Behold - the new face of warfighting

 







"We have come a long way since a gunner trying to get a lucky shot off with a high powered rifle. Now it comes down to a soldier carrying a lightweight tube, launching a suicide drone, and then waiting for the fireworks to happen."



In the early days of WW II, when the Nazis invaded Poland, Germany had a strong tank presence. Poland did not. With this advantage weighing so heavily with the Nazis, it was incumbent upon the Poles to come up with something - and fast! They found out Nazi tanks were lightly armored - just thick enough to keep out enemy rounds.

So the Polish Army came up with a "super rifle" - the wz 35, which could fire a larger caliber round with enough velocity to pernitrate the skin of a Nazi tank.
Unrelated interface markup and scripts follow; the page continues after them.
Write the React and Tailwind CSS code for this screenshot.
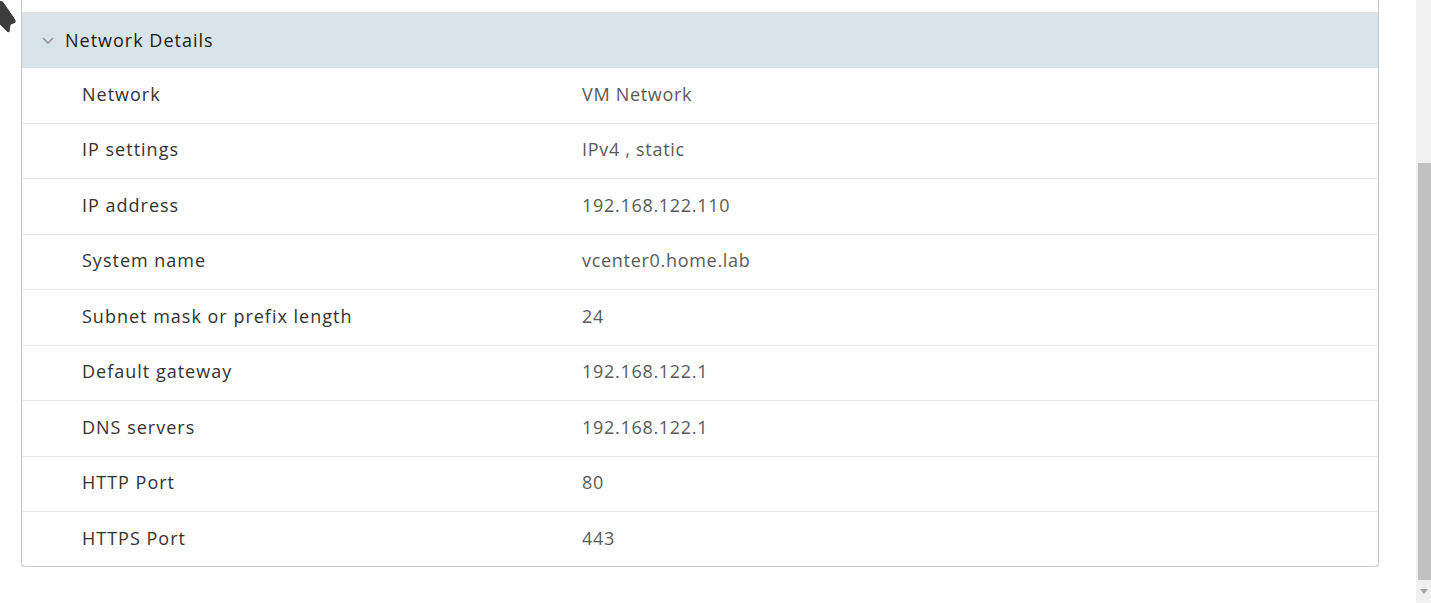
import React from 'react';

const rows = [
  ['Network', 'VM Network'],
  ['IP settings', 'IPv4 , static'],
  ['IP address', '192.168.122.110'],
  ['System name', 'vcenter0.home.lab'],
  ['Subnet mask or prefix length', '24'],
  ['Default gateway', '192.168.122.1'],
  ['DNS servers', '192.168.122.1'],
  ['HTTP Port', '80'],
  ['HTTPS Port', '443'],
];

function Cursor() {
  return (
    <svg className="absolute left-0 top-0" width="20" height="36" viewBox="0 0 20 36">
      <path d="M-1 0 L3 1 L16 20 L16 23 L11 25 L10 32 L8 33 L-1 24 Z" fill="#3d3d3d" stroke="#ffffff" strokeWidth="1" />
    </svg>
  );
}

function Row({ label, value, last }) {
  return (
    <div className={`flex items-center pb-[2px] ${last ? 'h-[54px]' : 'h-[55.5px] border-b border-[#e8e8e8]'}`}>
      <div className="w-[560px] pl-[60px] text-[#333333]">{label}</div>
      <div className="tracking-[0.7px] text-[#5a5a5a]">{value}</div>
    </div>
  );
}

export default function App() {
  return (
    <div className="relative flex h-[603px] w-[1431px] overflow-hidden bg-white font-['Open_Sans',sans-serif] text-[18px] tracking-[1px]">
      <div className="flex-1 pl-[21px] pr-[37px]">
        <div className="rounded-b-[4px] border-x-[1.5px] border-b-[1.5px] border-[#c6c6c6]">
          <div className="h-[14px] border-b-2 border-[#dfdfdf]" />
          <div className="flex h-[54px] items-center bg-[#d9e3ea] pb-[2px] pl-[19px]">
            <svg width="14" height="10" viewBox="0 0 14 10" className="mr-[10px]">
              <path d="M2 3 L7 8 L12 3" fill="none" stroke="#8a8a8a" strokeWidth="1.3" />
            </svg>
            <span className="text-[#1b1b1b]">Network Details</span>
          </div>
          {rows.map(([l, v], i) => (
            <Row key={l} label={l} value={v} last={i === rows.length - 1} />
          ))}
        </div>
      </div>
      <div className="flex w-[15px] flex-col bg-[#f0f0f0]">
        <div className="h-[163px]" />
        <div className="ml-[2px] h-[417px] bg-[#c1c1c1]" />
        <div className="flex flex-1 items-center justify-center">
          <svg width="8" height="5" viewBox="0 0 8 5">
            <path d="M0 0 L8 0 L4 5 Z" fill="#a3a3a3" />
          </svg>
        </div>
      </div>
      <Cursor />
    </div>
  );
}
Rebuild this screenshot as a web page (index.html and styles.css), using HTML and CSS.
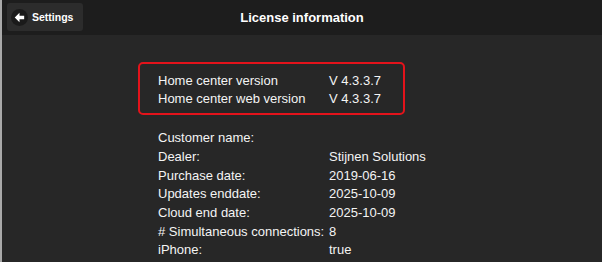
FILE: index.html
```html
<!DOCTYPE html>
<html lang="en">
<head>
  <meta charset="UTF-8" />
  <title>License information</title>
  <link rel="stylesheet" href="styles.css">
</head>
<body>
  <header class="topbar">
    <div class="topbar-left">
      <button class="back-btn">
        <span class="back-icon">
          <svg width="17" height="17" viewBox="0 0 16 16">
            <circle cx="8" cy="8" r="8" fill="#1a1a1a"/>
            <path d="M3.5 8 L8 3.6 L8 6.4 L12.4 6.4 L12.4 9.6 L8 9.6 L8 12.4 Z" fill="#fff"/>
          </svg>
        </span>
        Settings
      </button>
    </div>
    <h1 class="page-title">License information</h1>
    <div class="topbar-right"></div>
  </header>

  <main class="content">
    <div class="version-box">
      <div class="info-row"><span>Home center version</span><span>V 4.3.3.7</span></div>
      <div class="info-row"><span>Home center web version</span><span>V 4.3.3.7</span></div>
    </div>

    <div class="info-list">
      <div class="info-row"><span>Customer name:</span><span></span></div>
      <div class="info-row"><span>Dealer:</span><span>Stijnen Solutions</span></div>
      <div class="info-row"><span>Purchase date:</span><span>2019-06-16</span></div>
      <div class="info-row"><span>Updates enddate:</span><span>2025-10-09</span></div>
      <div class="info-row"><span>Cloud end date:</span><span>2025-10-09</span></div>
      <div class="info-row"><span># Simultaneous connections:</span><span>8</span></div>
      <div class="info-row"><span>iPhone:</span><span>true</span></div>
    </div>
  </main>
</body>
</html>
```

FILE: styles.css
```css
:root {
  --bg: #272727;
  --bar: #1d1d1d;
  --btn: #2c2c2c;
  --text: #f4f4f4;
  --accent: #e3131b;
}
* { box-sizing: border-box; }
html, body {
  height: 100%;
}
body {
  margin: 0;
  font-family: "Liberation Sans", Arial, sans-serif;
  background: var(--bg);
  color: var(--text);
  border-left: 2px solid #a9a9a9;
  overflow: hidden;
}
.topbar {
  height: 35px;
  background: var(--bar);
  display: grid;
  grid-template-columns: 1fr auto 1fr;
  align-items: center;
}
.topbar-left {
  padding-left: 5px;
}
.back-btn {
  display: flex;
  align-items: center;
  gap: 4px;
  height: 28px;
  width: 76px;
  margin-top: -1px;
  padding: 0 0 0 4px;
  border: none;
  border-radius: 3px;
  background: var(--btn);
  color: #fff;
  font-family: inherit;
  font-size: 10.5px;
  font-weight: bold;
  cursor: pointer;
}
.back-icon {
  display: flex;
}
.page-title {
  margin: 0;
  font-size: 13px;
  font-weight: bold;
  color: #fff;
}
.content {
  padding-top: 27px;
}
.info-row {
  display: grid;
  grid-template-columns: 171px auto;
  font-size: 13px;
  line-height: 18.7px;
  white-space: nowrap;
}
.version-box {
  margin-left: 136px;
  width: 267px;
  border: 2px solid var(--accent);
  border-radius: 5px;
  padding: 7.7px 0 4px 18px;
}
.info-list {
  margin-left: 156px;
  margin-top: 14px;
}
```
It did not take the Nazis very long to figure what was happening - so they simply put some extra armor on their tanks. The rest is history. Poland fell quickly to Nazi advances.

Flash forward to today. Being a "tanker" in an enemy tank, going up against forces supplied by the United States, is not a good place to be. The skies have become littered with very smart, very lethal, anti armor drones. The new ones are called "suicide drones" as they are cheap, lightweight, and can be launched from just about anywhere. 

From the wire guided TOW missile (very expensive), to the Javelin missile (not as expensive), to the Switchblade (very cheap and deadly), to the Phoenix Ghost missile (also very cheap and deadly), our menu of anti armor solutions keeps growing. What do the Russians think about this menu of death? They HATE it! The Ukrainian landscape is strewn with dead carcasses of Russian armor - many of which fell victim to Javelins or suicide drones.

Our DOD is way excited about the success our drones are having in the skies over Ukraine. So much so, they are now looking for contractors who can also make them, only with "longer legs". Why? To really take the fight to Russia. Start destroying Russian armor even before it crosses the border of Ukraine. 

We have come a long way since a gunner trying to get a lucky shot off with a high powered rifle. Now it comes down to a soldier carrying a lightweight tube, launching a suicide drone, and then waiting for the fireworks to happen.

If this is what the battlefield landscape is looking like in 2022, I can't even imaging what it will look like in 2030. And it won't just be the United States which has drones like this - the proliferation of these things will probably be close to endless.